== AIM ==
Write out the data below in full, unchanged, minus the images.

### RECORDED INFORMATION

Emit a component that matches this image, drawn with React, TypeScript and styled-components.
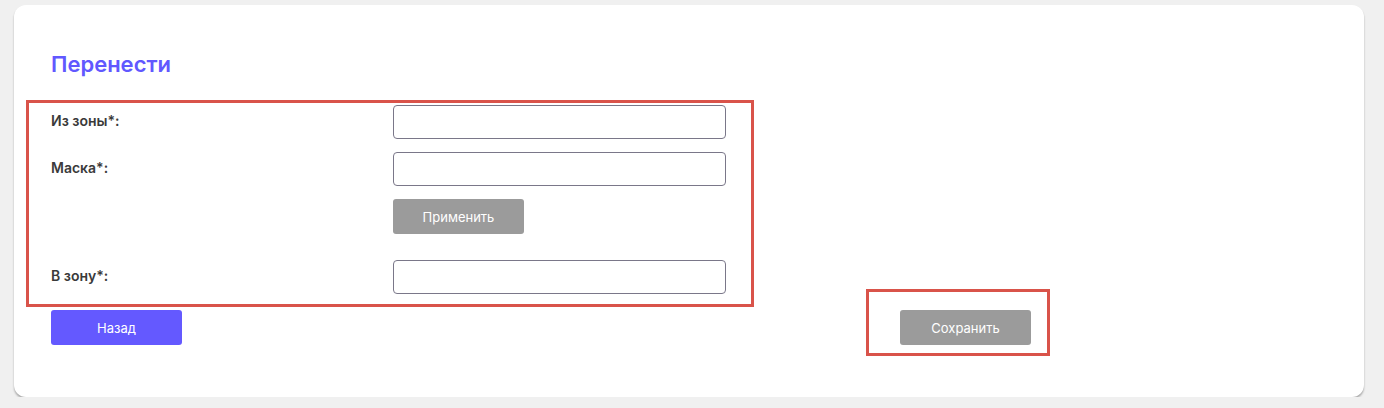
import React from 'react';
import styled, { createGlobalStyle } from 'styled-components';

const GlobalStyle = createGlobalStyle`
  html, body {
    margin: 0;
    padding: 0;
    background: #f0f0f0;
    font-family: Inter, "Noto Sans", sans-serif;
  }
`;

const Page = styled.div`
  padding: 5px 20px 0 14px;
`;

const Card = styled.div`
  background: #fff;
  border-radius: 12px;
  box-shadow: 0 2px 2px rgba(0, 0, 0, 0.3);
  height: 392px;
  box-sizing: border-box;
  padding: 45px 37px 0;
`;

const Title = styled.h2`
  margin: 0;
  font-size: 22px;
  line-height: 28px;
  font-weight: 600;
  color: #6158ff;
`;

const FormArea = styled.div`
  position: relative;
  margin-top: 27px;
  width: 675px;
  display: grid;
  grid-template-columns: 342px 333px;
  row-gap: 13px;
`;

const Highlight = styled.div<{ $top: number; $right: number; $bottom: number; $left: number }>`
  position: absolute;
  top: ${p => p.$top}px;
  right: ${p => p.$right}px;
  bottom: ${p => p.$bottom}px;
  left: ${p => p.$left}px;
  border: 3px solid #d9534a;
  pointer-events: none;
`;

const Label = styled.label`
  padding-top: 6px;
  font-size: 14px;
  line-height: 20px;
  font-weight: 600;
  color: #3a3a3a;
`;

const Input = styled.input`
  box-sizing: border-box;
  width: 333px;
  height: 34px;
  border: 1px solid #7a7789;
  border-radius: 4px;
  background: #fff;
  margin: 0;
`;

const Button = styled.button<{ $primary?: boolean }>`
  width: 131px;
  height: 35px;
  border: none;
  border-radius: 3px;
  background: ${p => (p.$primary ? '#6459ff' : '#9b9b9b')};
  color: #fff;
  font-family: Inter, "Noto Sans", sans-serif;
  font-size: 13px;
  cursor: pointer;
  padding: 0;
`;

const ApplyCell = styled.div`
  grid-column: 2;
  margin-bottom: 13px;
`;

const Actions = styled.div`
  display: flex;
  align-items: flex-start;
  margin-top: 16px;
`;

const SaveWrap = styled.div`
  position: relative;
  margin-left: 718px;
`;

export default function App() {
  return (
    <Page>
      <GlobalStyle />
      <Card>
        <Title>Перенести</Title>
        <FormArea>
          <Label htmlFor="from">Из зоны*:</Label>
          <Input id="from" type="text" />
          <Label htmlFor="mask">Маска*:</Label>
          <Input id="mask" type="text" />
          <ApplyCell>
            <Button type="button">Применить</Button>
          </ApplyCell>
          <Label htmlFor="to">В зону*:</Label>
          <Input id="to" type="text" />
          <Highlight $top={-5} $right={-28} $bottom={-13} $left={-25} />
        </FormArea>
        <Actions>
          <Button type="button" $primary>Назад</Button>
          <SaveWrap>
            <Button type="button">Сохранить</Button>
            <Highlight $top={-21} $right={-19} $bottom={-11} $left={-34} />
          </SaveWrap>
        </Actions>
      </Card>
    </Page>
  );
}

######

== ANSWER TO THIS EXERCISE ==
Emit a component that matches this image, drawn with React, TypeScript and styled-components.
import React from 'react';
import styled, { createGlobalStyle } from 'styled-components';

const GlobalStyle = createGlobalStyle`
  html, body {
    margin: 0;
    padding: 0;
    background: #f0f0f0;
    font-family: Inter, "Noto Sans", sans-serif;
  }
`;

const Page = styled.div`
  padding: 5px 20px 0 14px;
`;

const Card = styled.div`
  background: #fff;
  border-radius: 12px;
  box-shadow: 0 2px 2px rgba(0, 0, 0, 0.3);
  height: 392px;
  box-sizing: border-box;
  padding: 45px 37px 0;
`;

const Title = styled.h2`
  margin: 0;
  font-size: 22px;
  line-height: 28px;
  font-weight: 600;
  color: #6158ff;
`;

const FormArea = styled.div`
  position: relative;
  margin-top: 27px;
  width: 675px;
  display: grid;
  grid-template-columns: 342px 333px;
  row-gap: 13px;
`;

const Highlight = styled.div<{ $top: number; $right: number; $bottom: number; $left: number }>`
  position: absolute;
  top: ${p => p.$top}px;
  right: ${p => p.$right}px;
  bottom: ${p => p.$bottom}px;
  left: ${p => p.$left}px;
  border: 3px solid #d9534a;
  pointer-events: none;
`;

const Label = styled.label`
  padding-top: 6px;
  font-size: 14px;
  line-height: 20px;
  font-weight: 600;
  color: #3a3a3a;
`;

const Input = styled.input`
  box-sizing: border-box;
  width: 333px;
  height: 34px;
  border: 1px solid #7a7789;
  border-radius: 4px;
  background: #fff;
  margin: 0;
`;

const Button = styled.button<{ $primary?: boolean }>`
  width: 131px;
  height: 35px;
  border: none;
  border-radius: 3px;
  background: ${p => (p.$primary ? '#6459ff' : '#9b9b9b')};
  color: #fff;
  font-family: Inter, "Noto Sans", sans-serif;
  font-size: 13px;
  cursor: pointer;
  padding: 0;
`;

const ApplyCell = styled.div`
  grid-column: 2;
  margin-bottom: 13px;
`;

const Actions = styled.div`
  display: flex;
  align-items: flex-start;
  margin-top: 16px;
`;

const SaveWrap = styled.div`
  position: relative;
  margin-left: 718px;
`;

export default function App() {
  return (
    <Page>
      <GlobalStyle />
      <Card>
        <Title>Перенести</Title>
        <FormArea>
          <Label htmlFor="from">Из зоны*:</Label>
          <Input id="from" type="text" />
          <Label htmlFor="mask">Маска*:</Label>
          <Input id="mask" type="text" />
          <ApplyCell>
            <Button type="button">Применить</Button>
          </ApplyCell>
          <Label htmlFor="to">В зону*:</Label>
          <Input id="to" type="text" />
          <Highlight $top={-5} $right={-28} $bottom={-13} $left={-25} />
        </FormArea>
        <Actions>
          <Button type="button" $primary>Назад</Button>
          <SaveWrap>
            <Button type="button">Сохранить</Button>
            <Highlight $top={-21} $right={-19} $bottom={-11} $left={-34} />
          </SaveWrap>
        </Actions>
      </Card>
    </Page>
  );
}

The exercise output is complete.